And for all the criticisms of Berlusconi, he certainly has vision. His leadership is extraordinary and magnetic, and the fierceness with which people defend him bears witness to his charisma. His closest friends, lawyers from the 1970s or his pianist from the early cruise ship days, are still sworn allies and are now in parliament or heading arms of the business empire. His political offices are so slick that I almost forgot, phoning them occasionally to check facts or quotations, that I was really in Italy: they were polite, efficient, always helpful. That,
Forza Italia
voters kept telling me, was all they wanted from the Italian parliament: quick decisions, clarity, less red-tape. Berlusconi, they said, was good for business. ‘He’s on our side.’

Another appeal to the electorate was a bizarre, entirely Italian affair. The leader of
Forza Italia
was presented as a
garantista
, a defender of civil rights against the witch-hunts of the Italian judiciary. Having suffered first hand the legal attacks, Berlusconi promised a complete overhaul of the magistrature. Whatever Berlusconi’s motives, it was a winning line. Everyone knows that the legal system is excruciating here. 40% of those in prison are still awaiting trial; not just for a few days, but for years. The accused, according to one book by a
Forza Italia
deputy, are being
effectively sentenced even before their trial. Thus the country warmed to a politician who promised radically to reform the whole judiciary. (The irony, of course, was that the perception of judicial corruption cut both ways: for Berlusconi’s admirers the judges were corrupt because they were persecuting Berlusconi; for his enemies, they were corrupt because they believed Berlusconi’s personal lawyer, Cesare Previti, had corrupted them with hefty bribes, an accusation for which he is currently standing trial in Milan).

Berlusconi’s other great vote winner was the immigration issue. Italy, for decades one of the world’s largest exporters of human beings, had in the space of a few years become a net importer. The country has invariably been the first port of call for refugees from the Balkans, Eastern Europe and North Africa. For a society which is so homogenous (socially, if not politically), and one with, significantly, the lowest birth-rate in Europe, the sudden influx had been traumatic. The problem of immigration was compounded by the much more serious problem of ‘illegal immigration’: the number of
clandestini
in the country was estimated to be nearing half a million, and every day more
extracomunitari
were arriving, thrown out onto the shores of the Adriatic from inflatables.

None of which, however, was really mentioned.
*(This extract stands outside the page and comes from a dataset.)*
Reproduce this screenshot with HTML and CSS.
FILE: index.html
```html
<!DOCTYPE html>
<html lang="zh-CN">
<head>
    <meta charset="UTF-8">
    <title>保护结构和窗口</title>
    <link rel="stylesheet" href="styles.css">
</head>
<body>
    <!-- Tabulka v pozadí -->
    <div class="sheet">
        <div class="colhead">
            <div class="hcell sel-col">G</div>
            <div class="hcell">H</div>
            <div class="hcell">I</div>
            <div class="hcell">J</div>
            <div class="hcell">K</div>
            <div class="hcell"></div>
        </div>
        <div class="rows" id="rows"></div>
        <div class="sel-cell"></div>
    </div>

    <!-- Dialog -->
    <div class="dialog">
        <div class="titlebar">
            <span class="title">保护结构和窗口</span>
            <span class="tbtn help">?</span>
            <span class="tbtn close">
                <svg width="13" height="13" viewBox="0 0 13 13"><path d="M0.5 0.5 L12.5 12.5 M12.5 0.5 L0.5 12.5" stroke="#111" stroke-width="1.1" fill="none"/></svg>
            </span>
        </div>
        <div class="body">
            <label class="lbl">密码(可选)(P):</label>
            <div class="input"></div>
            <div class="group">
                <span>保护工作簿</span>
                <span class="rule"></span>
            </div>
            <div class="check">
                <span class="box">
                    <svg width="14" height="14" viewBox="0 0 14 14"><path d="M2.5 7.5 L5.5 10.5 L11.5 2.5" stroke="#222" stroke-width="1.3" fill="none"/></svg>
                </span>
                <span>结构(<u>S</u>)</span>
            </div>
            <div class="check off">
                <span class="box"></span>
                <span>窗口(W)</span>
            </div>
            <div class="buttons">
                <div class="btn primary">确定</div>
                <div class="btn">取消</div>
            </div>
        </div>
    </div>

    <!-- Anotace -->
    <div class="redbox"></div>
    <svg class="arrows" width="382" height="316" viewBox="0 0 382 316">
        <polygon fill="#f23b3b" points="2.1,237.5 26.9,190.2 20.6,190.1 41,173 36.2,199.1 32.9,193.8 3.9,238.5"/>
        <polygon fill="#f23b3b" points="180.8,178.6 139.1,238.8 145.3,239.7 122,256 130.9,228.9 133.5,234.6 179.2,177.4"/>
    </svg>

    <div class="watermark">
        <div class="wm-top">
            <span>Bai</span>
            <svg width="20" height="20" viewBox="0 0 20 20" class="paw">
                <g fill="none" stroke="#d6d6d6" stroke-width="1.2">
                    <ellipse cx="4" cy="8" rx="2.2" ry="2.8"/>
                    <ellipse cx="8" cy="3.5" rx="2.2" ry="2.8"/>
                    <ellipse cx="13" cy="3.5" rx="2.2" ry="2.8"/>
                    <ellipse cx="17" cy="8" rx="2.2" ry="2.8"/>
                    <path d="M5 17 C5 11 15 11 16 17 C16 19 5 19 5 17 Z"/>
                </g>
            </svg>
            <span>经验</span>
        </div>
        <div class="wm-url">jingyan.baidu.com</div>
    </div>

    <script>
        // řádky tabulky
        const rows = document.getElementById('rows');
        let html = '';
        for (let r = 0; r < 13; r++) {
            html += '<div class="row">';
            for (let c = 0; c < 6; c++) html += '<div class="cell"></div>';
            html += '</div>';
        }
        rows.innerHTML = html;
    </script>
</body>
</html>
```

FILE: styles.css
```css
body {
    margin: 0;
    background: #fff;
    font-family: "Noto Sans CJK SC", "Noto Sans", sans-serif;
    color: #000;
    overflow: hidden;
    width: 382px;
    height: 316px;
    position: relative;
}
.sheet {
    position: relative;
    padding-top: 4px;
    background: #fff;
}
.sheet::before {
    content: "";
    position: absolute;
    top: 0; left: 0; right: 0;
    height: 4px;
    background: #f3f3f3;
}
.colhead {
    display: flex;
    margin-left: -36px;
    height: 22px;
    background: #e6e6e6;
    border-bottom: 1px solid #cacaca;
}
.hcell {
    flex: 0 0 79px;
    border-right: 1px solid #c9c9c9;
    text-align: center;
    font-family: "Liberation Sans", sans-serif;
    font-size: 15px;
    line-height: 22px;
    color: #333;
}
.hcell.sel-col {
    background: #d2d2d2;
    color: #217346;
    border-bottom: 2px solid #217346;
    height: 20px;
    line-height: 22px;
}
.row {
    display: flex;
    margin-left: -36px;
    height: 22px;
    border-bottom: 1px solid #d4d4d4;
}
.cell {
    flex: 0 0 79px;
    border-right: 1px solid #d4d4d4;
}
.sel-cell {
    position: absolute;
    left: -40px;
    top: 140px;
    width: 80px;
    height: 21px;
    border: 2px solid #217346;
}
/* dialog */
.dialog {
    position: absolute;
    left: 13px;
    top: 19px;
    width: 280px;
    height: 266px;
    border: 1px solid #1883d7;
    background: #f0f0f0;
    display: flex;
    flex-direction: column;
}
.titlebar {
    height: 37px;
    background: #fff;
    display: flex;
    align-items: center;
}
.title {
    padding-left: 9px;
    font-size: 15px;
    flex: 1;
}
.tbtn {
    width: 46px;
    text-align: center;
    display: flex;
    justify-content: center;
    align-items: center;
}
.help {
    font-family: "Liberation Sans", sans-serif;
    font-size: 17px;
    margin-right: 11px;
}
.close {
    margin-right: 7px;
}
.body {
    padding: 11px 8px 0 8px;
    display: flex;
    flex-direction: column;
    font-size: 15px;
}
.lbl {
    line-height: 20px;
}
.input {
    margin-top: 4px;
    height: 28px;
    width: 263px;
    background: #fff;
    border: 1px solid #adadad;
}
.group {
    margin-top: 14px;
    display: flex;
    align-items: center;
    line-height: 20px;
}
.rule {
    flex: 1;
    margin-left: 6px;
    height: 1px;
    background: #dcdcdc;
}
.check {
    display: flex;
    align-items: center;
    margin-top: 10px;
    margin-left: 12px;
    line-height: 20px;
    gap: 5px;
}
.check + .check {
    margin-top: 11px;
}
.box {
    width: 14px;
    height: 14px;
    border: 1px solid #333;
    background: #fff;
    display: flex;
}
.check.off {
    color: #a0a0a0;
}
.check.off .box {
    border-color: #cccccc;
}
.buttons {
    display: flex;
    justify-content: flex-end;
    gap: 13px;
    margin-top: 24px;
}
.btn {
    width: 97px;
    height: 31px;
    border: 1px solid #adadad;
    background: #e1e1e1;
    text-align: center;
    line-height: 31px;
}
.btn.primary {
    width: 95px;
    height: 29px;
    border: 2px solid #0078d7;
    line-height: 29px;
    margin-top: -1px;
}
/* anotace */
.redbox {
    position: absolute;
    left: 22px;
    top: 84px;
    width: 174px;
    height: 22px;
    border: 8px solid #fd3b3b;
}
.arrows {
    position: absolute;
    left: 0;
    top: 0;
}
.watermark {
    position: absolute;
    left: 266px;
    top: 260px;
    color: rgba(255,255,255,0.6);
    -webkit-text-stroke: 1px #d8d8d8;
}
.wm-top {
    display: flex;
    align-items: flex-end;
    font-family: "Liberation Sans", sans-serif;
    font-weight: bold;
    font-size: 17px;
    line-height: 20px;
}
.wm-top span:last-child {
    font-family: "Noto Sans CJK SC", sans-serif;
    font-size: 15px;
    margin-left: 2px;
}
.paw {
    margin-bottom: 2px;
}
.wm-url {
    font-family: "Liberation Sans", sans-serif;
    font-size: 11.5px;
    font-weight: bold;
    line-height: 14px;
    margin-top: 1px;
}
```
Berlusconi, as the journalist Montanelli had realised, had become the ‘millstone that paralyses Italian politics’. Issues and ideas weren’t even debated. The election had become, in the words of Umberto Eco, nothing more than a ‘moral referendum’ on the leader of
Forza Italia
. It was simply a case of ‘for’ or ‘against’ one man. It was an experiment in saturation advertising: the brand was Berlusconi and the simple slogans were ‘liberty’ and ‘democracy’. By late spring few were in any doubt about the ‘morality’ of Silvio Berlusconi. It only remained to be seen whether the electorate even cared; whether –as
The Economist
had predicted – the public would acquit
Il
Cavaliere
and thereby vote him into office.

April 2001. Little more than a month to go until the election and another two bombs appear. The first explodes in the early hours
in Rome, outside the offices of the Institute for International Affairs and the Office for American–Italian Relations. Half a kilogram of TNT had been detonated by a mobile telephone: the door is blown away and its steel jambs left twisted like crossed fingers. Another bomb, which didn’t go off, was placed outside the former offices of Fiat in Turin.
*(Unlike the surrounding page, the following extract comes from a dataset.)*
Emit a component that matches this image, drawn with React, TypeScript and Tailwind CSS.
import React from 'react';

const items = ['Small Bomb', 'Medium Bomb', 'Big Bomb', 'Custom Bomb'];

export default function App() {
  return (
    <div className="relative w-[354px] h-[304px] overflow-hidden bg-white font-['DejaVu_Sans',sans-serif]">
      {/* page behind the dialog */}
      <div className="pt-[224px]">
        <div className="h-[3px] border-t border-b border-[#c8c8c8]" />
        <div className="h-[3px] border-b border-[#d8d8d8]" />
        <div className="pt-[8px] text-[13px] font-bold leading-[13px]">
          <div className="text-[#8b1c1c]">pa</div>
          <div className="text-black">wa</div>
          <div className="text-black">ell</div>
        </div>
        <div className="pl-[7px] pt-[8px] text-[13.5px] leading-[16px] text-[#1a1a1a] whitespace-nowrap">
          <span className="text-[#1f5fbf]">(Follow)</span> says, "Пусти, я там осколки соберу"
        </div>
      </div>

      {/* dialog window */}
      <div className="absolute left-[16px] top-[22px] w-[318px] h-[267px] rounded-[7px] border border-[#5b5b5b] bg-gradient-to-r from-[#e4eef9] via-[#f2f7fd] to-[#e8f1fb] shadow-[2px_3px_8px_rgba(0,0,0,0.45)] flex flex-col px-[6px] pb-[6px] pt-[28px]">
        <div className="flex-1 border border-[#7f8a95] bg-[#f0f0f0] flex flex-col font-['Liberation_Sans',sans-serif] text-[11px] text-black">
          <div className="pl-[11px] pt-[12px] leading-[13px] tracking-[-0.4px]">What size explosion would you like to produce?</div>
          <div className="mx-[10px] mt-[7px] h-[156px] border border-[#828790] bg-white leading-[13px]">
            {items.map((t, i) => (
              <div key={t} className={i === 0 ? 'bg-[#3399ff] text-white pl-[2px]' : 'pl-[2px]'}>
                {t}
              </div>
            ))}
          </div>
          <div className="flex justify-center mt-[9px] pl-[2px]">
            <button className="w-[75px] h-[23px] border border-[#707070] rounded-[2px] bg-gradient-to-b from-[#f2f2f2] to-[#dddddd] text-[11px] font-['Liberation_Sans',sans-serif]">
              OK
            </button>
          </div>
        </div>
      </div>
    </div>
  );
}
The bomb in Rome is claimed by the ‘Nuclei of Revolutionary Proletarian Initiatives’ in a 36-page message emailed to newspapers via a mobile-phone modem. ‘With this attack,’ the group explained, it was ‘taking up a position with the strategic objective of constructing a combative anti-imperialist front.’ The targets at the Rome address where the bomb went off were chosen because ‘they orient positions of bourgeois imperialism…’ For pages and pages it continued, invoking the proletariat against ‘war-mongers’ and ‘landowners’, and warning that a Berlusconi government would ‘represent the substantial identification between state institutions and land-owning interests.’ The document was dedicated to four members of the Red Brigades killed by police in 1980.

Both bombs were minor but there was, not for the first time, a neurosis that Italy was witnessing a return to her dark, terrorist past. Giovanni Pellegrino – President of the Slaughter Commission and by now a rentaquote for opinions on Italian terrorism past and present – claimed that elections are like a ‘little wind which rekindles the flames’. And, absurd and inconsequential as the new terrorist groups seemed, they were strangely mimetic of party politics, fractured into tiny groupings of alphabet soup, each using pages (36 in all) of pompous prose to explain themselves.
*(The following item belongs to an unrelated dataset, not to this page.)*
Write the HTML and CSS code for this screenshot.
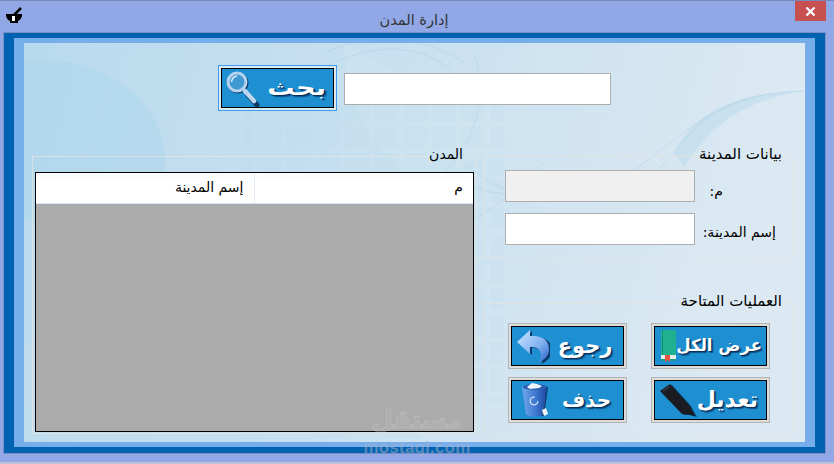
FILE: index.html
```html
<!DOCTYPE html>
<html lang="ar">
<head>
<meta charset="utf-8">
<title>إدارة المدن</title>
<link rel="stylesheet" href="styles.css">
</head>
<body>
<div class="window">
  <header class="titlebar">
    <svg class="app-icon" width="20" height="20" viewBox="0 0 20 20">
      <path d="M10 8 L17 1" stroke="#000" stroke-width="2.500" fill="none"/>
      <path d="M2 7 H18 V9 C17 12 16 13 14 14 V16 H6 V14 C4 13 3 12 2 9 Z" fill="#000"/>
      <rect x="8" y="9" width="3" height="5" fill="#fff"/>
    </svg>
    <h1 class="title">إدارة المدن</h1>
    <button class="close" type="button" aria-label="إغلاق">
      <svg width="11" height="9" viewBox="0 0 11 9"><path d="M1.500 0.500 L9.500 8.500 M9.500 0.500 L1.500 8.500" stroke="#fff" stroke-width="2.200" fill="none"/></svg>
    </button>
  </header>

  <div class="frame-dark">
    <div class="frame-light">
      <main class="content">
        <svg class="backdrop" width="781" height="399" viewBox="0 0 781 399" aria-hidden="true">
          <defs>
            <linearGradient id="bgbase" x1="0" y1="0" x2="1" y2="0.15">
              <stop offset="0" stop-color="#b9daed"/>
              <stop offset="0.45" stop-color="#c8e0f0"/>
              <stop offset="1" stop-color="#dce9f2"/>
            </linearGradient>
            <pattern id="tiles" width="29" height="27" patternUnits="userSpaceOnUse">
              <rect x="2" y="2" width="24" height="22" fill="#a9d0ea" opacity="0.09"/>
            </pattern>
          </defs>
          <rect width="781" height="399" fill="url(#bgbase)"/>
          <path d="M0 18 C70 12 130 45 140 105 C143 125 140 150 130 170 C80 190 30 190 0 175 Z" fill="#a9d5ec" opacity="0.42"/>
          <path d="M320 0 C390 40 430 60 520 40 C500 90 460 130 400 130 C350 120 320 60 320 0 Z" fill="#d4e7f3" opacity="0.3"/>
          <rect x="220" y="60" width="260" height="300" fill="url(#tiles)"/>
          <g fill="none" stroke="#a6cfe9" opacity="0.4">
            <path d="M385 160 C440 120 470 70 450 10"/>
            <path d="M410 190 C440 185 470 170 520 120"/>
            <path d="M420 132 C470 160 560 165 620 120 C660 90 690 60 750 50"/>
            <path d="M440 120 C500 175 600 170 650 110 C680 70 710 50 780 48"/>
            <path d="M300 10 C340 -10 400 -10 440 20"/>
            <path d="M310 20 C350 0 400 0 430 30"/>
          </g>
          <path d="M650 110 C670 70 710 50 780 48 C730 56 690 75 660 125 Z" fill="#a6cfe9" opacity="0.3"/>
          <path d="M0 300 C120 260 280 330 400 395 L0 398 Z" fill="#c2deef" opacity="0.35"/>
        </svg>

        <section class="search-row">
          <button class="btn btn-focus" type="button">
            <span class="btn-face">
              <svg class="btn-icon" width="38" height="38" viewBox="0 0 38 38">
                <path d="M25 25 L34 35" stroke="#0b3a68" stroke-width="5" stroke-linecap="round" transform="translate(1 1)"/>
                <circle cx="16" cy="14" r="9" fill="none" stroke="#0b3a68" stroke-width="3"/>
                <path d="M23 22 L32 32" stroke="#bcd6ef" stroke-width="4.500" stroke-linecap="round"/>
                <circle cx="15" cy="13" r="9" fill="#3f9ad2" stroke="#b5d2ee" stroke-width="3"/>
                <path d="M9.500 13 C10 9 12 7.500 15 7" fill="none" stroke="#d9ebf8" stroke-width="1.500"/>
              </svg>
              <span class="btn-label label-search"><span class="stretch">بحث</span></span>
            </span>
          </button>
          <input class="field field-search" type="text" aria-label="بحث">
        </section>

        <section class="columns">
          <fieldset class="group group-cities" dir="rtl">
            <legend>المدن</legend>
            <div class="grid-view">
              <table class="grid-table">
                <thead>
                  <tr><th class="col-id">م</th><th class="col-name">إسم المدينة</th></tr>
                </thead>
              </table>
            </div>
          </fieldset>

          <div class="side">
            <fieldset class="group group-data" dir="rtl">
              <legend>بيانات المدينة</legend>
              <div class="form-row">
                <label class="form-label label-id" for="cid">م:</label>
                <input class="field field-disabled" id="cid" type="text" disabled>
              </div>
              <div class="form-row">
                <label class="form-label label-name" for="cname">إسم المدينة:</label>
                <input class="field" id="cname" type="text">
              </div>
            </fieldset>

            <fieldset class="group group-actions" dir="rtl">
              <legend>العمليات المتاحة</legend>
              <div class="actions" dir="ltr">
                <button class="btn" type="button">
                  <span class="btn-face">
                    <svg class="btn-icon" width="38" height="38" viewBox="0 0 38 38">
                      <defs><linearGradient id="arrow" x1="0" y1="0" x2="1" y2="1"><stop offset="0" stop-color="#cfe6ff"/><stop offset="0.6" stop-color="#7fb0f0"/><stop offset="1" stop-color="#2b62c8"/></linearGradient></defs>
                      <path d="M7 16 L20 4 L20 10 C33 9 41 15 40 25 C39 31 34 35 29 37 C32 31 32 25 27 22 C25 21 22 21 20 21 L20 28 Z" fill="#0b3a68"/>
                      <path d="M5 15 L18 3 L18 9 C31 8 38 14 37 24 C36 30 32 33 27 35 C30 29 30 24 25 21 C23 20 20 20 18 20 L18 27 Z" fill="url(#arrow)"/>
                    </svg>
                    <span class="btn-label label-back">رجوع</span>
                  </span>
                </button>
                <button class="btn" type="button">
                  <span class="btn-face">
                    <svg class="btn-icon" width="24" height="38" viewBox="0 0 24 38">
                      <rect x="6" y="3" width="15" height="25" fill="#1fb08f"/>
                      <path d="M7.500 4 V27" stroke="#0d5f52" stroke-width="1" stroke-dasharray="1 1.500"/>
                      <rect x="6" y="28" width="15" height="5" fill="#e8efe8"/>
                      <rect x="6" y="32" width="15" height="1.500" fill="#1b9d80"/>
                      <path d="M10 28 H15 V35 L12.500 33 L10 35 Z" fill="#e8503f"/>
                    </svg>
                    <span class="btn-label label-all">عرض الكل</span>
                  </span>
                </button>
                <button class="btn" type="button">
                  <span class="btn-face">
                    <svg class="btn-icon" width="38" height="38" viewBox="0 0 38 38">
                      <defs><linearGradient id="bin" x1="0" y1="0" x2="1" y2="0"><stop offset="0" stop-color="#6fa8ea"/><stop offset="0.55" stop-color="#3f78d0"/><stop offset="1" stop-color="#1b469c"/></linearGradient></defs>
                      <path d="M11 6 H36 L32 35 H15 Z" fill="#0b3a68"/>
                      <path d="M10 6 C10 3 35 3 35 6 L31 34 C28 36 17 36 14 34 Z" fill="url(#bin)"/>
                      <ellipse cx="22.500" cy="6" rx="12" ry="3" fill="#2c5fb4"/>
                      <path d="M15 6 L20 2 L25 3 L30 5 L27 7 L18 8 Z" fill="#eef4fb"/>
                      <circle cx="22" cy="20" r="3.800" fill="none" stroke="#cfe2f7" stroke-width="1.300" stroke-dasharray="18 6"/>
                      <path d="M30 29 L34 27 L36 33 L32 35 Z" fill="#f2f2f2"/>
                    </svg>
                    <span class="btn-label label-delete">حذف</span>
                  </span>
                </button>
                <button class="btn" type="button">
                  <span class="btn-face">
                    <svg class="btn-icon" width="42" height="38" viewBox="0 0 42 38">
                      <path d="M7 11 L17 4 L36 25 L38 29 L42 36 L34 34 L29 34 Z" fill="#0b3a68"/>
                      <path d="M5 10 L15 3 L34 24 L36 28 L40 35 L32 33 L27 33 Z" fill="#1b1b22"/>
                      <path d="M8 10 L15 5" stroke="#4a4a55" stroke-width="1"/>
                    </svg>
                    <span class="btn-label label-edit">تعديل</span>
                  </span>
                </button>
              </div>
            </fieldset>
          </div>
        </section>
      </main>
    </div>
  </div>
  <div class="watermark" dir="rtl" aria-hidden="true">
    <span class="wm-ar">مستقل</span>
    <span class="wm-en">mostaql.com</span>
  </div>
  <div class="taskstrip"></div>
</div>
</body>
</html>
```

FILE: styles.css
```css
* { box-sizing: border-box; }

html, body {
  margin: 0;
  padding: 0;
  width: 834px;
  height: 464px;
  overflow: hidden;
}

body {
  font-family: "DejaVu Sans", "Noto Sans", sans-serif;
  color: #000;
}

.window {
  position: relative;
  width: 834px;
  height: 464px;
  background: #92a8e6;
  border-top: 1px solid #7788bb;
}

.titlebar {
  height: 31px;
  display: grid;
  grid-template-columns: 1fr auto 1fr;
  align-items: start;
}

.app-icon {
  margin: 6px 0 0 4px;
}

.title {
  margin: 10px 6px 0 0;
  font-size: 14.500px;
  line-height: 18px;
  font-weight: 400;
  color: #333;
  direction: rtl;
}

.close {
  justify-self: end;
  width: 31px;
  height: 20px;
  margin-right: 8px;
  padding: 0;
  border: 0;
  background: #c75050;
  display: flex;
  align-items: center;
  justify-content: center;
}

.frame-dark {
  width: 823px;
  height: 422px;
  margin-left: 3px;
  border: 1px solid #7d8fc6;
  background: #0063b1;
  padding: 5px 10px 6px;
}

.frame-light {
  height: 409px;
  background: #76aeec;
  padding: 5px 10px;
}

.content {
  position: relative;
  width: 781px;
  height: 399px;
  padding: 1px 0 0;
  overflow: hidden;
}

.backdrop {
  position: absolute;
  inset: 0;
}

.search-row {
  position: relative;
  display: flex;
  align-items: flex-start;
  gap: 7px;
  margin: 21px 0 0 194px;
}

.btn {
  width: 119px;
  height: 46px;
  padding: 2px;
  border: 1px solid #b4b4b4;
  background: #dcdcdc;
  display: block;
  font-family: inherit;
}

.btn-focus {
  border-color: #3d9df5;
  background: #dfe9f2;
}

.btn-face {
  display: flex;
  align-items: center;
  width: 100%;
  height: 100%;
  border: 1px solid #000;
  background: #1e8fd1;
}

.btn-icon {
  flex: none;
}

.btn-label {
  flex: 1;
  min-width: 0;
  text-align: center;
  color: #fff;
  font-weight: 700;
  line-height: 20px;
  direction: rtl;
  white-space: nowrap;
  text-shadow: 1px 1px 0 #07305a, 2px 2px 1px #0d4f86;
}

.stretch {
  display: inline-block;
  transform: scaleX(1.3);
}

.label-search { font-size: 21px; }
.label-back { font-size: 21px; padding-right: 3px; }
.label-all { font-size: 16.500px; padding-right: 4px; }
.label-delete { font-size: 20px; }
.label-edit { font-size: 22px; padding-right: 8px; }

.field {
  display: block;
  width: 267px;
  height: 32px;
  margin: 0;
  border: 1px solid #adadad;
  background: #fff;
  border-radius: 0;
  padding: 0;
}

.field-search {
  flex: none;
  margin-top: 8px;
}

.columns {
  position: relative;
  display: flex;
  align-items: flex-start;
  gap: 6px;
  margin: 37px 0 0 8px;
}

.group {
  margin: 0;
  min-width: 0;
  border: 1px solid rgba(226, 228, 224, 0.8);
}

.group legend {
  padding: 0 2px;
  font-size: 15px;
  line-height: 13px;
  height: 16px;
}

.group-cities {
  width: 445px;
  height: 286px;
  padding: 8px 2px 2px;
}

.group-cities legend {
  margin-right: 9px;
  font-size: 14px;
}

.side {
  width: 310px;
  display: flex;
  flex-direction: column;
  gap: 36px;
}

.group-data {
  height: 111px;
  padding: 6px 0 0;
}

.group-data legend { margin-right: 8px; }

.group-actions {
  height: 140px;
  padding: 12px 0 0;
}

.group-actions legend { margin-right: 8px; }

.grid-view {
  height: 260px;
  border: 1px solid #000;
  background: #ababab;
}

.grid-table {
  width: 100%;
  border-collapse: collapse;
  table-layout: fixed;
}

.grid-table th {
  height: 30px;
  padding: 0 10px 2px;
  font-size: 14px;
  font-weight: 400;
  text-align: right;
  background: linear-gradient(#f9fbfd, #fff 30%);
  border-bottom: 1px solid #d8e5f4;
}

.col-id {
  width: 219px;
  border-left: 1px solid #e4eef9;
}

.form-row {
  display: flex;
  align-items: center;
  height: 32px;
  margin-bottom: 11px;
}

.form-label {
  width: 97px;
  font-size: 14px;
  line-height: 16px;
}

.label-id { padding: 10px 69px 0 0; }
.label-name { padding: 6px 16px 0 0; }

.form-row .field { width: 190px; }

.field-disabled { background: #f0f0f0; }

.actions {
  display: grid;
  grid-template-columns: 119px 119px;
  column-gap: 24px;
  row-gap: 8px;
  justify-content: end;
  padding-right: 22px;
}

.watermark {
  position: absolute;
  left: 362px;
  top: 404px;
  width: 110px;
  display: flex;
  flex-direction: column;
  align-items: center;
  gap: 6px;
  pointer-events: none;
}

.wm-ar {
  font-size: 25px;
  line-height: 30px;
  height: 30px;
  font-weight: 700;
  color: rgba(205, 205, 210, 0.12);
  -webkit-text-stroke: 1px rgba(205, 205, 210, 0.35);
}

.wm-en {
  font-family: "Liberation Sans", sans-serif;
  font-size: 17px;
  line-height: 14px;
  font-weight: 700;
  color: rgba(170, 180, 200, 0.5);
  direction: ltr;
  letter-spacing: 0.200px;
}

.taskstrip {
  position: absolute;
  left: 0;
  right: 0;
  bottom: 0;
  height: 2px;
  background: #b9c2d6;
}
```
Then, days before the electorate went to the polls, Berlusconi produced a brilliant piece of theatre. Sitting at an elegant, cherry-wood desk in a (RAI) television studio, he signed a contract with the Italian people. He promised to create a million new jobs, to increase pensions. He assured voters he would walk away from politics if at the end of his first term his promises hadn’t been met.

* * *

The day of the election, and the weeks that ensued, were tragicomic. Everyone had expected a low turn-out, a lot of disillusioned absenteeism from the voters on the left. Instead people flocked to the polls. Italy has always had one of the highest voter turn-outs in the west. During the electoral show-downs between Communists and Christian Democrats, voters were well-drilled and turnout was invariably about 95%. The 2001 election was like a return to the old days. People clearly felt strongly and overwhelmed the polling booths. Thus, when closing time was supposed to be called at 10 p. m., there were still thousands of voters, impatiently waiting in queues which snaked around entire suburbs. The (soon-to-be-out-going) Minister of the Interior duly went on television to say that the ‘urns’ would remain open into the small hours. It was all very familiar. It was like so many scenes I had seen during previous years: the queueing, the slowness with which things move, and, most of all, the changing of the rules half way through the game. ‘But this never happens,’ said my ‘betrothed’, offended that I was laughing at the chaos. ‘This is honestly the first time there have ever been queues at an election.’ The advantage, of course, was that whatever the result, the country’s new Prime Minister would have an overwhelming democratic endorsement.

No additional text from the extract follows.